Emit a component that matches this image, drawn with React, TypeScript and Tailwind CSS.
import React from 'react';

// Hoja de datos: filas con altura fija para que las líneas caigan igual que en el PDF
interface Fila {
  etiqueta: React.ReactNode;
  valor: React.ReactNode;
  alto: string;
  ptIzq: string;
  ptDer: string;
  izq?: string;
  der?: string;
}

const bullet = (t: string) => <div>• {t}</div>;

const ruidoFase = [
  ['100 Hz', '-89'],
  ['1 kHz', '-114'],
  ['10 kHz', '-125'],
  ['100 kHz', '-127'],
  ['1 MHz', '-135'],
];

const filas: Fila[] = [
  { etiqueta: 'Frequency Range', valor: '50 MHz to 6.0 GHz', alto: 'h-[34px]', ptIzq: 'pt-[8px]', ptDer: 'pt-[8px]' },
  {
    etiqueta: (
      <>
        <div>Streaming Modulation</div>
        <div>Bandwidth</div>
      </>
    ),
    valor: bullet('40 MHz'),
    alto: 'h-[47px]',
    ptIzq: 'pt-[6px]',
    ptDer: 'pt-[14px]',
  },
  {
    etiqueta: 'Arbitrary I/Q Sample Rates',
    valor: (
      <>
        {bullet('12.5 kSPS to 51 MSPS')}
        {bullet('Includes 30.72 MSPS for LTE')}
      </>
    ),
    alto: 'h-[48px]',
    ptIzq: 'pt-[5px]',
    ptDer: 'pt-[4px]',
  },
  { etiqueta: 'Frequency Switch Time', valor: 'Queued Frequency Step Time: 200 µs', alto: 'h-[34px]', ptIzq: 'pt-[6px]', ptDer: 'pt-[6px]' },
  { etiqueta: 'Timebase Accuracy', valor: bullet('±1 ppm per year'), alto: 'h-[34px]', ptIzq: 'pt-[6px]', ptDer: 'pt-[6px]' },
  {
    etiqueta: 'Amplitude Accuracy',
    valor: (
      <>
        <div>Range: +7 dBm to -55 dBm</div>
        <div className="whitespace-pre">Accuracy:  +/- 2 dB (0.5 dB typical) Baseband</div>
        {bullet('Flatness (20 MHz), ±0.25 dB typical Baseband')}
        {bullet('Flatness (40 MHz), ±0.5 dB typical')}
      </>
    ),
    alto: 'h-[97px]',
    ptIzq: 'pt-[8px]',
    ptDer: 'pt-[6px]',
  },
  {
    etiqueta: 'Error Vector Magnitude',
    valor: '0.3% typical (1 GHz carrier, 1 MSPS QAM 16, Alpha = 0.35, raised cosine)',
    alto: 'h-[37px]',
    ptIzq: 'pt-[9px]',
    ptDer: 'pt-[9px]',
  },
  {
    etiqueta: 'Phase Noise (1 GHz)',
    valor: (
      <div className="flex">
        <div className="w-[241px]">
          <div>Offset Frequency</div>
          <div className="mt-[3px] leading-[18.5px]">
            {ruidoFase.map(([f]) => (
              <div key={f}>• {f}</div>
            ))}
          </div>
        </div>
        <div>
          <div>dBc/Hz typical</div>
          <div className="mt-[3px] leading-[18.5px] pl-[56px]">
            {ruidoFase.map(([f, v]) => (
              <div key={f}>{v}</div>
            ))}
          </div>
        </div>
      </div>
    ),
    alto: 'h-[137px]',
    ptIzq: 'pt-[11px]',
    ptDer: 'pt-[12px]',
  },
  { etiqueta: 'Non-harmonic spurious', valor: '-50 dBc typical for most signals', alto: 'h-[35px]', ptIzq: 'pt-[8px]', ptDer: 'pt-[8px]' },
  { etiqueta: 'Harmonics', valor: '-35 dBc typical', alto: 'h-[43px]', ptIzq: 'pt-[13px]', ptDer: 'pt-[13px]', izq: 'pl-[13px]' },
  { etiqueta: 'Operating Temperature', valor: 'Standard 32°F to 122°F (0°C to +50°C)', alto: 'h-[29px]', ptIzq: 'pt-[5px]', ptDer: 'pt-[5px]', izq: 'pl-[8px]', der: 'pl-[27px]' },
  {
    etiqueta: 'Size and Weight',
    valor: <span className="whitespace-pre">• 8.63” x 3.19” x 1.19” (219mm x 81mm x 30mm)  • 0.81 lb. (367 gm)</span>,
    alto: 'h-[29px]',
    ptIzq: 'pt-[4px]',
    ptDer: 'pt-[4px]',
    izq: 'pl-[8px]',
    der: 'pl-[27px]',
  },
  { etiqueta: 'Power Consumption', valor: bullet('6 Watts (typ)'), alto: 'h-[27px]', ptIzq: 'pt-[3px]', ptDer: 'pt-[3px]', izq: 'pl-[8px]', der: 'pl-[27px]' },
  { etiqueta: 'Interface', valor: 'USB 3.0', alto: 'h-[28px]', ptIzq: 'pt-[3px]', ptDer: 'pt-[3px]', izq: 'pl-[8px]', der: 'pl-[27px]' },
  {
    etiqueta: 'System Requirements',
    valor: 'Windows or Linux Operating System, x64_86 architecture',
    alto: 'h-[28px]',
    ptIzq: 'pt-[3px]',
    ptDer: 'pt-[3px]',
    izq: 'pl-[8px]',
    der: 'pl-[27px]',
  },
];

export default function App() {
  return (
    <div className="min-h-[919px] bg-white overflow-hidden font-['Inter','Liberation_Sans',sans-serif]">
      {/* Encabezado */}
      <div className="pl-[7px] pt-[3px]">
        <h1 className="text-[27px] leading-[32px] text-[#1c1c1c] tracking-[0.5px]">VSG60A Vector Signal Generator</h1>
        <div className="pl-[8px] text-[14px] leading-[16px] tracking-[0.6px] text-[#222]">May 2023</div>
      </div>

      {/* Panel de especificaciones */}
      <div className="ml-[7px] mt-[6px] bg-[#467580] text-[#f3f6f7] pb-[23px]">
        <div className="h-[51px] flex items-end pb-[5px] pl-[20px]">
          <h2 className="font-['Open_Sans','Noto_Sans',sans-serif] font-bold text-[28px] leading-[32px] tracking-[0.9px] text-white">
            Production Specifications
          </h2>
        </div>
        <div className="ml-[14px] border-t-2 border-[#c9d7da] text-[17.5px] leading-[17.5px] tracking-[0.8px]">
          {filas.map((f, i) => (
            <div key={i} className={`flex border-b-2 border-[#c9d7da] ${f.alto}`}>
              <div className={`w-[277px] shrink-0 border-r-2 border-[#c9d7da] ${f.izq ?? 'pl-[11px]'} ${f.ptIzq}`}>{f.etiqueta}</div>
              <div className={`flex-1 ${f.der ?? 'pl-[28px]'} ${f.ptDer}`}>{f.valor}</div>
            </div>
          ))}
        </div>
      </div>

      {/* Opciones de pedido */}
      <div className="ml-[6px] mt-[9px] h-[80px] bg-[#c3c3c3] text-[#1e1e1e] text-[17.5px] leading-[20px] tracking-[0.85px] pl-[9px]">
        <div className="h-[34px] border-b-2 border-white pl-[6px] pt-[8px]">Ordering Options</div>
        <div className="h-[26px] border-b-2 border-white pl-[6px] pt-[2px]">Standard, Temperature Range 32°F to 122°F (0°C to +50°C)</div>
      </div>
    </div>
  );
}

--

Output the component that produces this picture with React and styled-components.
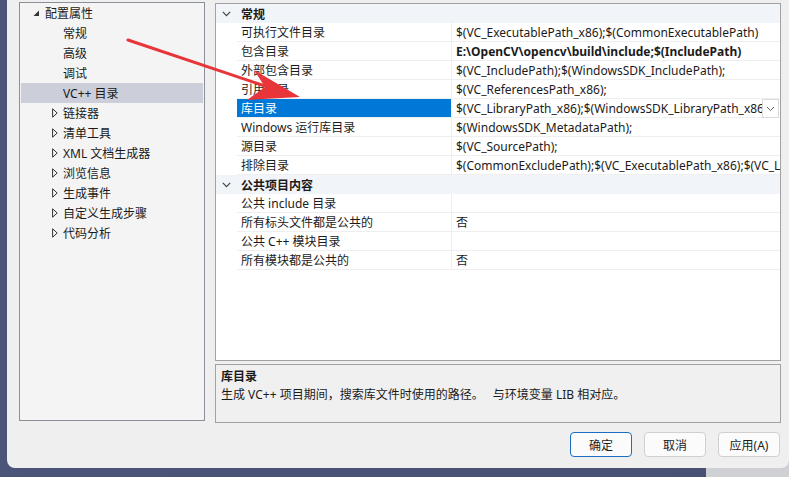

...

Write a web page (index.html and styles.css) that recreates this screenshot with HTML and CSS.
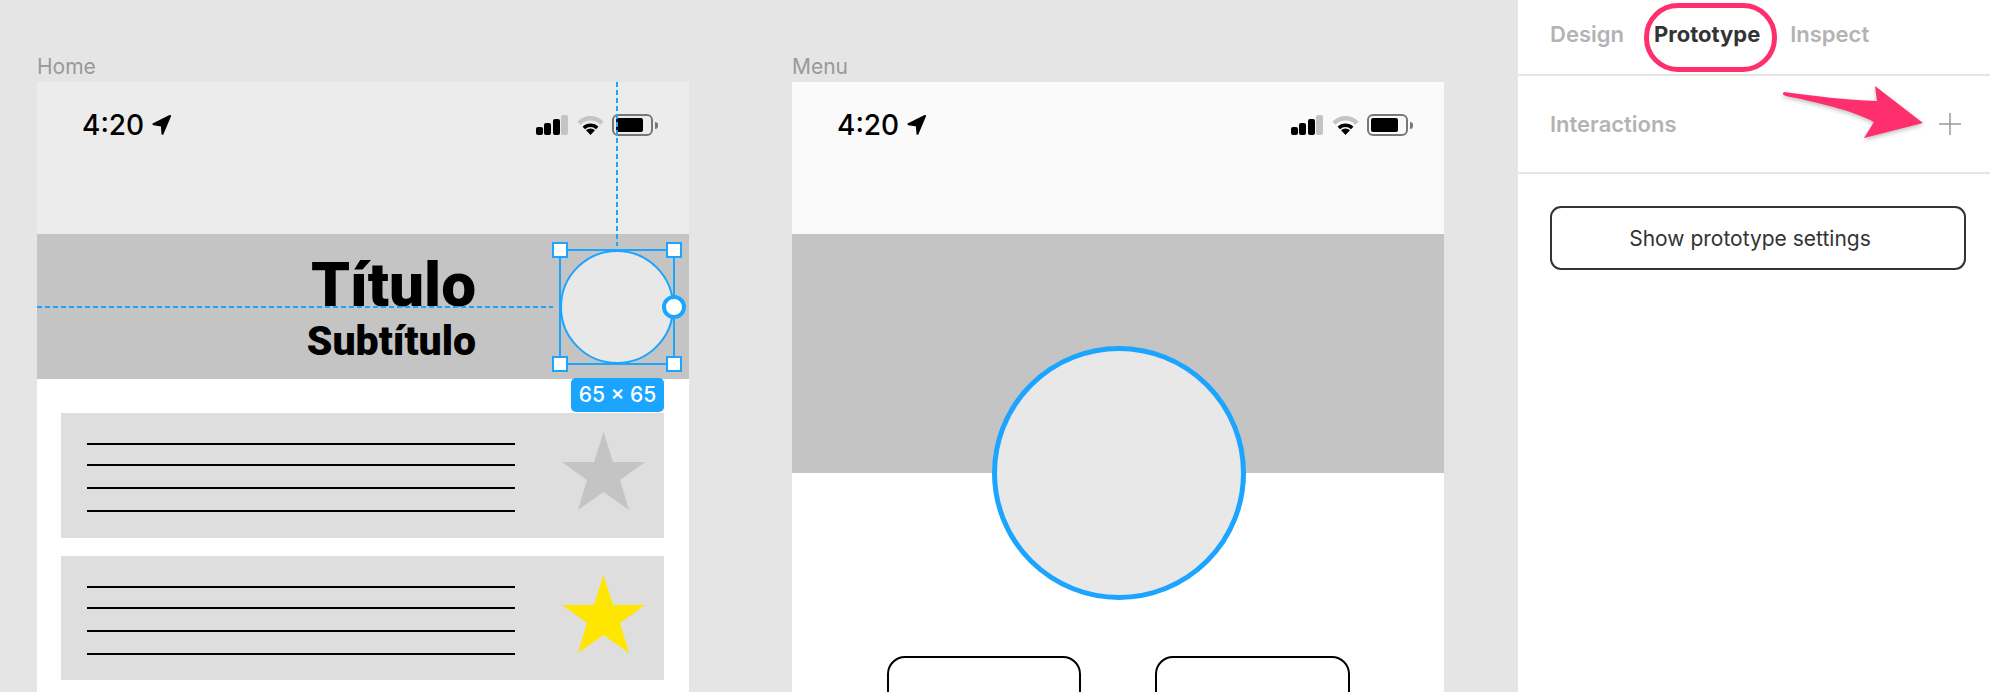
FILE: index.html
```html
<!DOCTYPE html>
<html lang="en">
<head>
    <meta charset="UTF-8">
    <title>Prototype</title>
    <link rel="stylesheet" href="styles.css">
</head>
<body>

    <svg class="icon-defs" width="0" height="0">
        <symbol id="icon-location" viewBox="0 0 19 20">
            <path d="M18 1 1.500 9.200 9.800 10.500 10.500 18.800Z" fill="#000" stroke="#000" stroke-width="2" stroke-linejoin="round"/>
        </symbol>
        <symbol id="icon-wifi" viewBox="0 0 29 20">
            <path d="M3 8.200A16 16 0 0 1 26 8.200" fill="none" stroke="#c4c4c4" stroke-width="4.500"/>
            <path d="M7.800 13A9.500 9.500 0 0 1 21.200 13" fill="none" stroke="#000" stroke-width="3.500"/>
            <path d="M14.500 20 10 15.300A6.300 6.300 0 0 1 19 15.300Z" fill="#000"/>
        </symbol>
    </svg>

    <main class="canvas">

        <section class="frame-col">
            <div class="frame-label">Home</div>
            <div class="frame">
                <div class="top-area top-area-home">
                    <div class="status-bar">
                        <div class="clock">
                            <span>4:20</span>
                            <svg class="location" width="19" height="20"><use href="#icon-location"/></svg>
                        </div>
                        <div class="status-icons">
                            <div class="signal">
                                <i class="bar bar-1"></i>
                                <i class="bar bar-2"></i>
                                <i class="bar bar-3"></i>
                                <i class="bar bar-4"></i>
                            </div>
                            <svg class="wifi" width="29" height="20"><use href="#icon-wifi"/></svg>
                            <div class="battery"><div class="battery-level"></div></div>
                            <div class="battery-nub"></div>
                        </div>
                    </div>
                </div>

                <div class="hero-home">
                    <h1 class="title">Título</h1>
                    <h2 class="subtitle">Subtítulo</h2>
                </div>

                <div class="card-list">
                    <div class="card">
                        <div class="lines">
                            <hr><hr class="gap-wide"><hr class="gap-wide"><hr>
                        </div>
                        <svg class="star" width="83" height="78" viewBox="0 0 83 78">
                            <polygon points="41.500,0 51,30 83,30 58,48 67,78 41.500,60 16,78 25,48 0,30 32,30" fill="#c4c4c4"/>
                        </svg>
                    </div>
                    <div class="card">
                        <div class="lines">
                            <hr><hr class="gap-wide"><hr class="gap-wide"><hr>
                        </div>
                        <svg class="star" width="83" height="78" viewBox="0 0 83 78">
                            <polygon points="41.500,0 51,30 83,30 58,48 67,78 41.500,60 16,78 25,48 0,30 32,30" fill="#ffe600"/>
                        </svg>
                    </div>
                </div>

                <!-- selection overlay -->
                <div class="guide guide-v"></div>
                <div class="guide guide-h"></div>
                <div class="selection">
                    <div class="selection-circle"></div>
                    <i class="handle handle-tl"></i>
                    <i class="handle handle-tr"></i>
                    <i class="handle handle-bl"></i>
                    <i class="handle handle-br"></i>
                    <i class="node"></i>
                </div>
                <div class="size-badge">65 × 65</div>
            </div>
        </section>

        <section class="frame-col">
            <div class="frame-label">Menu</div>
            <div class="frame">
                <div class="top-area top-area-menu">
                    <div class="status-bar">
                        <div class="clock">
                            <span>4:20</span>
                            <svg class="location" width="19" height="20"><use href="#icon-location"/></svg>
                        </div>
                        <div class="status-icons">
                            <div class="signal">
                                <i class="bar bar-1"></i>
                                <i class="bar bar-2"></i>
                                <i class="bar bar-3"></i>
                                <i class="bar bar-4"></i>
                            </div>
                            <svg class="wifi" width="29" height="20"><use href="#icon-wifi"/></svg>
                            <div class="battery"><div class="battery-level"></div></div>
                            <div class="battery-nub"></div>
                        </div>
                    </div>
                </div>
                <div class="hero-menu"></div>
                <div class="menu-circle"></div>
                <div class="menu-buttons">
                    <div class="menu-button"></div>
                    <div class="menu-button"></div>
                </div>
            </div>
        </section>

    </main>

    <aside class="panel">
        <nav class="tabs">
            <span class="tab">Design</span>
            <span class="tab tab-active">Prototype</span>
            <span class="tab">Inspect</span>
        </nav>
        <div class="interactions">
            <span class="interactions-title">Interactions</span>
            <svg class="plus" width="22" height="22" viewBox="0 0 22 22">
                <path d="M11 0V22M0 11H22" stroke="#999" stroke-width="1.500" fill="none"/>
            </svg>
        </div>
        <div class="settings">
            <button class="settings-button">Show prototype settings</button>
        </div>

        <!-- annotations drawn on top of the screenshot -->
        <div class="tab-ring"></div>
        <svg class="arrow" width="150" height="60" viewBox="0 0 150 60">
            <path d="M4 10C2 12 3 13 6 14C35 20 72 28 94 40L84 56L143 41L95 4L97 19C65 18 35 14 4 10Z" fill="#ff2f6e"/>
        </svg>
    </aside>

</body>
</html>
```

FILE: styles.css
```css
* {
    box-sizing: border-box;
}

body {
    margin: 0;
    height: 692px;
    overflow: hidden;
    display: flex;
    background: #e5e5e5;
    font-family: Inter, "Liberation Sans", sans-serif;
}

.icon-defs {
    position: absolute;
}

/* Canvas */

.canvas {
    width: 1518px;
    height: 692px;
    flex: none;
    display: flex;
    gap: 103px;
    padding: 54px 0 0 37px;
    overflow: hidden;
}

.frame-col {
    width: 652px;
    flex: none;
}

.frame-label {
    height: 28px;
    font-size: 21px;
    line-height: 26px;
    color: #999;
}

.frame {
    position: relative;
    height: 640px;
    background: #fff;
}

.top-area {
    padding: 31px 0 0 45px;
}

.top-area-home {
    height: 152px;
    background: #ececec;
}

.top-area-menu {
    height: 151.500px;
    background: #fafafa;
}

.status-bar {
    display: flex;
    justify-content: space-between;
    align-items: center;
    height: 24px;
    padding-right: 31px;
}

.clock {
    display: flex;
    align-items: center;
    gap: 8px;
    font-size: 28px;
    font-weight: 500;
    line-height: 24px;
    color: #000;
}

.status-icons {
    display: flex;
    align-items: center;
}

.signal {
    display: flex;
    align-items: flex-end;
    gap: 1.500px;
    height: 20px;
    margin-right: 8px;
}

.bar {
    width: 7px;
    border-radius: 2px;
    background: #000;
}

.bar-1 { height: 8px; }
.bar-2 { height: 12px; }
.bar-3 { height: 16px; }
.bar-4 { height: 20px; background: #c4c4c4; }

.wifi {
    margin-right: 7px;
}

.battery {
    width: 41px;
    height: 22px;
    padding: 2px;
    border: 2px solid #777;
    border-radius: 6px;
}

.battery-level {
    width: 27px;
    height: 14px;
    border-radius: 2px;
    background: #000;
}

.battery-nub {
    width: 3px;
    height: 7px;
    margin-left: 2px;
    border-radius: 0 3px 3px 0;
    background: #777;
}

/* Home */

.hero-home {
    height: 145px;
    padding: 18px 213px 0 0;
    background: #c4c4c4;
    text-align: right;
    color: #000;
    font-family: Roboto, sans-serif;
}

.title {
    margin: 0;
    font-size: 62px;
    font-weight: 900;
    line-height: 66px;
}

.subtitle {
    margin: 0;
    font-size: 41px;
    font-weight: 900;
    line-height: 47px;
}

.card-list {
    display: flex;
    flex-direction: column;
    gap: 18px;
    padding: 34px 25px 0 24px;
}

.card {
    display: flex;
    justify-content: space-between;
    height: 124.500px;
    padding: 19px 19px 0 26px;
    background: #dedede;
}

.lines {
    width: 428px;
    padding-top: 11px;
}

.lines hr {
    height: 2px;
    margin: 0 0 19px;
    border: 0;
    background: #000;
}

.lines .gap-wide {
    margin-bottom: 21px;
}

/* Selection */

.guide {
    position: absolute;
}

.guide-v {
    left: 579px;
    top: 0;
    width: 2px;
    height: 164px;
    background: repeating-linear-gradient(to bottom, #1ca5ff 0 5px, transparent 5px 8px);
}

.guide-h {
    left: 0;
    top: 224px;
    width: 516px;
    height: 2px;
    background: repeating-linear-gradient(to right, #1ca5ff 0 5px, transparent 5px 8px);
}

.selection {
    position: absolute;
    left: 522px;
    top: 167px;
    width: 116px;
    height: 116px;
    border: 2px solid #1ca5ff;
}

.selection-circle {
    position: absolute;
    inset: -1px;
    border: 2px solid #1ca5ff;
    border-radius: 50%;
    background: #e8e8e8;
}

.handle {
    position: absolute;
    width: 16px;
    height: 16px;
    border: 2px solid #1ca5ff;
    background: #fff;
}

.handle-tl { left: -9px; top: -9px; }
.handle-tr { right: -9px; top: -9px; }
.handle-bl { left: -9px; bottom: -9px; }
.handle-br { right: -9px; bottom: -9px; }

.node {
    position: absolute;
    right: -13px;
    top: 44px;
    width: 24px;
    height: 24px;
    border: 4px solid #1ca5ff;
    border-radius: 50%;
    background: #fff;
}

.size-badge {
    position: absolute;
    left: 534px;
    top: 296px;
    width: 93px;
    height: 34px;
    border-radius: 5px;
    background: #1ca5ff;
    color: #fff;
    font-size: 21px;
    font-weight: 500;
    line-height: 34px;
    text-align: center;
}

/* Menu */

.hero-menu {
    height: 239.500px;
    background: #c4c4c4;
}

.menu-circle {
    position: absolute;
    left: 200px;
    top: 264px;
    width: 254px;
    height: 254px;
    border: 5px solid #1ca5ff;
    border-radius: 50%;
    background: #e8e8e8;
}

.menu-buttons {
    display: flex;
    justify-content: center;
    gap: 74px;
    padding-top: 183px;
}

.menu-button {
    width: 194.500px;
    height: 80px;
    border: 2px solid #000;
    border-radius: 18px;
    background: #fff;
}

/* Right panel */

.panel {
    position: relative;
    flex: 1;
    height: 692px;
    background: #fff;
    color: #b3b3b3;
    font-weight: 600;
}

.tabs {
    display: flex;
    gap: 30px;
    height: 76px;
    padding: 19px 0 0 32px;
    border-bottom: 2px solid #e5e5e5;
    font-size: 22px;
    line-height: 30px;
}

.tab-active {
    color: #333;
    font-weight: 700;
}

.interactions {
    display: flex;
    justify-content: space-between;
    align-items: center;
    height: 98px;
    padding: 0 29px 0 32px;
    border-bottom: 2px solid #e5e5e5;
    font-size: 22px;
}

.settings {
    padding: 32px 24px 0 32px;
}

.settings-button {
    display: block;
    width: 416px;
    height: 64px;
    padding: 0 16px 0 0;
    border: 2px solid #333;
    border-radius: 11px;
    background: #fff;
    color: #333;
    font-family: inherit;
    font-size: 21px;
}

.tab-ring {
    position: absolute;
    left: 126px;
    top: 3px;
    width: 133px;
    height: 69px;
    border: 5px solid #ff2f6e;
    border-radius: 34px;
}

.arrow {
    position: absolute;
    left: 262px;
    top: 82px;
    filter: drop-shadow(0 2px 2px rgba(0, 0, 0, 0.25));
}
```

▸ TO BE DONE
Your task is to repeat the lines from the one containing "Emit a component" to the one containing "const bullet = (t: string)", both lines included. Leave out every other line.

▸ EXERCISE SOLUTION
Emit a component that matches this image, drawn with React, TypeScript and Tailwind CSS.
import React from 'react';

// Hoja de datos: filas con altura fija para que las líneas caigan igual que en el PDF
interface Fila {
  etiqueta: React.ReactNode;
  valor: React.ReactNode;
  alto: string;
  ptIzq: string;
  ptDer: string;
  izq?: string;
  der?: string;
}

const bullet = (t: string) => <div>• {t}</div>;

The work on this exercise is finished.